A HIGH COURT judge in Ireland has said he is refusing an application by the United States of America for a provisional arrest warrant for Edward Snowden.
The US had made an application for a provisional arrest warrant in respect of Snowden under the Extradition Act 1965.
In the request, it referred to Snowden as a “fugitive” who had “unlawfully released classified information and documents to international media outlets”.
On Friday, Wikileaks had said that Snowden had put in asylum applications to six new countries in his effort to find refuge from American prosecutions.
He is believed to be stuck in a Moscow airport transit area.
Judge Colm Mac Eochaidh said that he was compelled to refuse the application due to the issue of where Snowden’s alleged offences took place.
He said he was satisfied in respect to the circumstances in which the offences were committed, and the degree of involvement of Snowden in the commission of the alleged offences, as well as the request specifying the time when the offences took place.
Judge Mac Eochaidh said it also appeared to him that there is adequate information about the time within which the offences were said to have taken place set out by a reference to that timeframe.
However, in determining where the offences took place, he referred again to the affidavit sworn in support of the arrest warrant application.
Mr Justice Mac Eochaidh noted in the affidavit where it says that on or about 15 May 2013, based on badge access records, Snowden accessed an NSA facility in Hawaii for the last time.
“This is the first indication in any of the documents before the court as to where these offences might have taken place,” he continued. “The request itself does not state where the offences actually took place”.
There is a reference to Mr Snowden being employed by a US based company but the request does not say that the employment took place in the United States of America. I am willing to assume that the statement in the request that Booz Allen is based in the United States of America allows me to be satisfied that Mr Snowden was employed in the United States and therefore there is a likelihood that the offences were committed in the United States. I might well be able to do that but I would have a concern. The concern would be that there is insufficient detail about where in the United States the employment might be based. However, that might not be completely fatal, it might be sufficient for the request to say that the offences were committed somewhere in the United States of America.
He said that the affidavit says that on or about 19 May 2013, Snowden travelled from Hawaii to Japan, and on 20 May arrived in Hong Kong.
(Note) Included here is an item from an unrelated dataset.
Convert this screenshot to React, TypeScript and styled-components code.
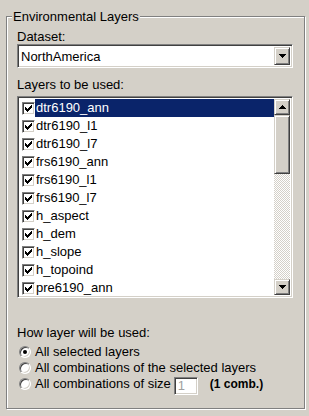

Judge Mac Eochaidh said that the difficulty “is that we have a timeframe within which Mr Snowden was definitely in the United States of America and that is between March 2013 and 19 May 2013. Thereafter, Mr Snowden, on the information available to this court, was outside of the United States of America.”
He said it is possible that the information was disclosed in the United States of America or took place in Japan some time on or after 19 May 2013 or in Hong Kong some time after 20 May 2013.
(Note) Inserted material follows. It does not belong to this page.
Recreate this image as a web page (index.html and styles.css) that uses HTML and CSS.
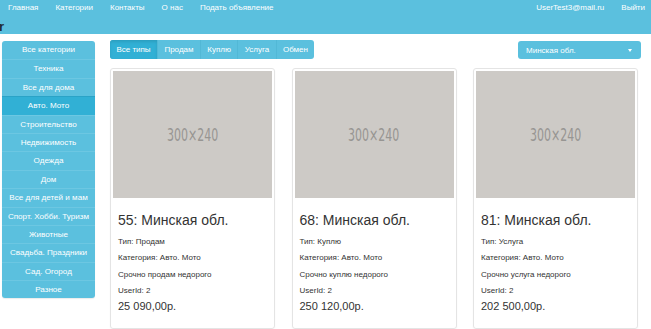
FILE: index.html
```html
<!DOCTYPE html>
<html lang="ru">
	<head>
		<meta charset="UTF-8">
		<title>Объявления</title>
		<link rel="stylesheet" href="styles.css">
	</head>
	<body>

		<div class="navbar">
			<div class="nav-row">
				<ul class="nav">
					<li><a href="#">Главная</a></li>
					<li><a href="#">Категории</a></li>
					<li><a href="#">Контакты</a></li>
					<li><a href="#">О нас</a></li>
					<li><a href="#">Подать объявление</a></li>
				</ul>
				<ul class="nav nav-right">
					<li><a href="#">UserTest3@mail.ru</a></li>
					<li><a href="#">Выйти</a></li>
				</ul>
			</div>
			<div class="brand">r</div>
		</div>

		<div class="page">

			<ul class="categories">
				<li><a href="#">Все категории</a></li>
				<li><a href="#">Техника</a></li>
				<li><a href="#">Все для дома</a></li>
				<li class="active"><a href="#">Авто. Мото</a></li>
				<li><a href="#">Строительство</a></li>
				<li><a href="#">Недвижимость</a></li>
				<li><a href="#">Одежда</a></li>
				<li><a href="#">Дом</a></li>
				<li><a href="#">Все для детей и мам</a></li>
				<li><a href="#">Спорт. Хобби. Туризм</a></li>
				<li><a href="#">Животные</a></li>
				<li><a href="#">Свадьба. Праздники</a></li>
				<li><a href="#">Сад. Огород</a></li>
				<li><a href="#">Разное</a></li>
			</ul>

			<div class="content">

				<div class="toolbar">
					<div class="btn-group">
						<button class="btn active">Все типы</button>
						<button class="btn">Продам</button>
						<button class="btn">Куплю</button>
						<button class="btn">Услуга</button>
						<button class="btn">Обмен</button>
					</div>
					<div class="dropdown">
						<span>Минская обл.</span>
						<span class="caret"></span>
					</div>
				</div>

				<div class="cards">

					<div class="card">
						<div class="thumb"><span>300×240</span></div>
						<div class="caption">
							<h3>55: Минская обл.</h3>
							<p>Тип: Продам</p>
							<p>Категория: Авто. Мото</p>
							<p>Срочно продам недорого</p>
							<p>UserId: 2</p>
							<div class="price">25 090,00р.</div>
						</div>
					</div>

					<div class="card">
						<div class="thumb"><span>300×240</span></div>
						<div class="caption">
							<h3>68: Минская обл.</h3>
							<p>Тип: Куплю</p>
							<p>Категория: Авто. Мото</p>
							<p>Срочно куплю недорого</p>
							<p>UserId: 2</p>
							<div class="price">250 120,00р.</div>
						</div>
					</div>

					<div class="card">
						<div class="thumb"><span>300×240</span></div>
						<div class="caption">
							<h3>81: Минская обл.</h3>
							<p>Тип: Услуга</p>
							<p>Категория: Авто. Мото</p>
							<p>Срочно услуга недорого</p>
							<p>UserId: 2</p>
							<div class="price">202 500,00р.</div>
						</div>
					</div>

				</div>
			</div>
		</div>

	</body>
</html>
```

FILE: styles.css
```css
body {
	margin: 0;
	font-family: "Liberation Sans", Arial, sans-serif;
	color: #333;
	background-color: #fff;
	overflow: hidden;
}
ul {
	list-style: none;
	margin: 0;
	padding: 0;
}
a {
	color: white;
	text-decoration: none;
}
.navbar {
	background-color: #5bc0de;
	height: 34px;
}
.nav-row {
	display: flex;
	justify-content: space-between;
	height: 15px;
}
.nav {
	display: flex;
	font-size: 8px;
	line-height: 15px;
}
.nav li {
	padding: 0 8.5px;
}
.nav li:first-child {
	padding-left: 8px;
}
.nav-right li:last-child {
	padding-right: 6px;
}
.brand {
	font-size: 13px;
	font-weight: bold;
	color: #1d2b33;
	line-height: 16px;
	margin-top: 4px;
	margin-left: -1px;
}
.page {
	display: flex;
	padding-top: 6px;
}
.categories {
	width: 93px;
	margin-left: 2px;
	margin-top: 1px;
	background-color: #5bc0de;
	border-radius: 3px;
	align-self: flex-start;
	box-shadow: 0 1px 1px rgba(0, 0, 0, 0.08);
}
.categories li {
	height: 18.4px;
	line-height: 18px;
	text-align: center;
	font-size: 8.1px;
	border-top: 1px solid #6cc7e2;
	box-sizing: border-box;
	white-space: nowrap;
}
.categories li:first-child {
	border-top: none;
	border-radius: 3px 3px 0 0;
}
.categories li.active {
	background-color: #31b0d5;
	border-top-color: #2aa3c7;
}
.content {
	margin-left: 15px;
	width: 531px;
}
.toolbar {
	display: flex;
	justify-content: space-between;
	align-items: flex-start;
}
.btn-group {
	display: flex;
	background-color: #5bc0de;
	border-radius: 3px;
	overflow: hidden;
	height: 19px;
}
.btn {
	font-family: inherit;
	font-size: 8px;
	color: white;
	background: none;
	border: none;
	border-left: 1px solid #52b8d6;
	padding: 0 6.4px;
	height: 19px;
}
.btn:first-child {
	border-left: none;
}
.btn.active {
	background-color: #31b0d5;
	box-shadow: inset 0 2px 3px rgba(0, 0, 0, 0.1);
}
.dropdown {
	display: flex;
	justify-content: space-between;
	align-items: center;
	width: 123px;
	height: 18px;
	margin-top: 1px;
	box-sizing: border-box;
	padding: 0 8px;
	background-color: #5bc0de;
	border-radius: 3px;
	color: white;
	font-size: 8px;
}
.caret {
	width: 0;
	height: 0;
	border-left: 2.5px solid transparent;
	border-right: 2.5px solid transparent;
	border-top: 3px solid white;
	margin-right: 1px;
}
.cards {
	display: grid;
	grid-template-columns: repeat(3, 165px);
	column-gap: 16.5px;
	margin-top: 9px;
}
.card {
	border: 1px solid #e4e4e4;
	border-radius: 3px;
	padding: 2px;
	height: 255px;
	box-shadow: 0 1px 2px rgba(0, 0, 0, 0.04);
}
.thumb {
	height: 127px;
	background-color: #cdcac6;
	color: #979592;
	font-family: "DejaVu Sans", sans-serif;
	font-stretch: condensed;
	font-size: 17px;
	display: flex;
	align-items: center;
	justify-content: center;
}
.thumb span {
	display: inline-block;
	transform: scaleX(0.72);
}
.caption {
	padding: 0 5px;
}
.caption h3 {
	font-size: 14px;
	font-weight: normal;
	margin: 14px 0 5px 0;
	line-height: 17px;
}
.caption p {
	font-size: 8px;
	margin: 0;
	line-height: 16.3px;
}
.price {
	font-size: 11px;
	line-height: 14px;
}
```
“The question of where the offence took place is not a minor detail but is a matter which could have very serious consequences in any further stage that might be reached in an extradition process,” said the Judge.
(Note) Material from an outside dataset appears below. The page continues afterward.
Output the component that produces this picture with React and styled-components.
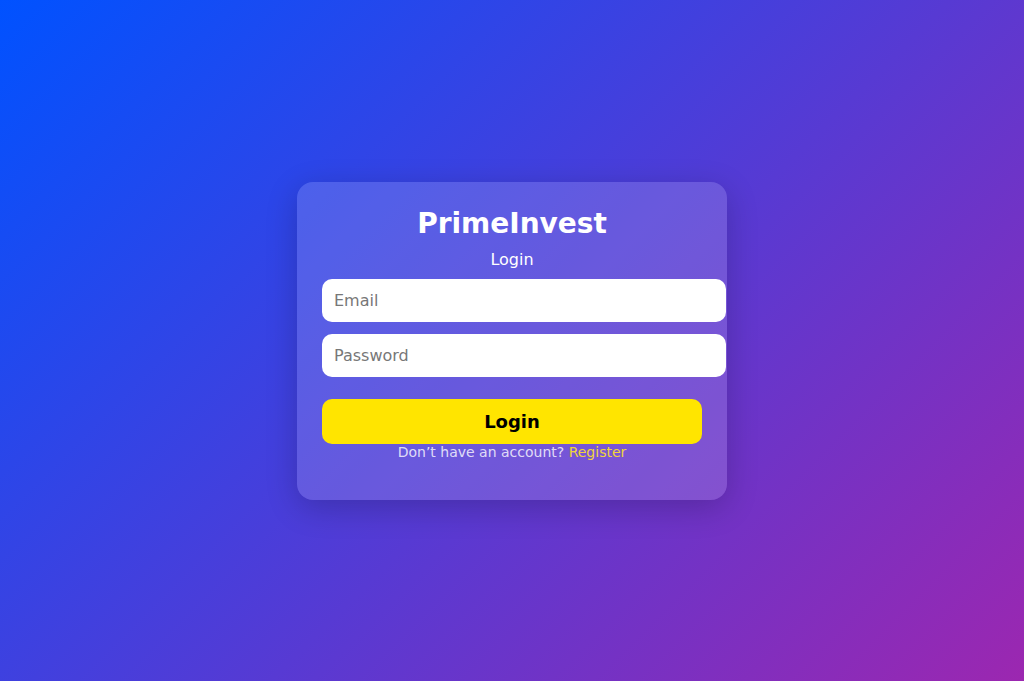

My conclusion in this matter is that the request made on 5 July 2013 by the United States of America through its Embassy in Dublin fails to indicate the place where any of the offences took place.
Therefore, I am compelled to refuse the application by the United States of America for a provisional Arrest Warrant in respect of Mr Edward J Snowden.
Minister for Justice
The Minister for Justice, Alan Shatter, said that the determination of the court “does not in any way prevent a fresh application being made for a provisional Arrest Warrant, taking into account the findings of the court”.
The Irish and US authorities have remained in close contact about this matter and, for its part, the Government will take any action open to it to ensure that the State’s obligations in relation to extradition arrangements are met.
He added that it should be noted that what the court in its judgement today addressed was the issuing of an arrest warrant “on the basis of specific information, rather than a determination as to whether an individual should or should not be extradited”.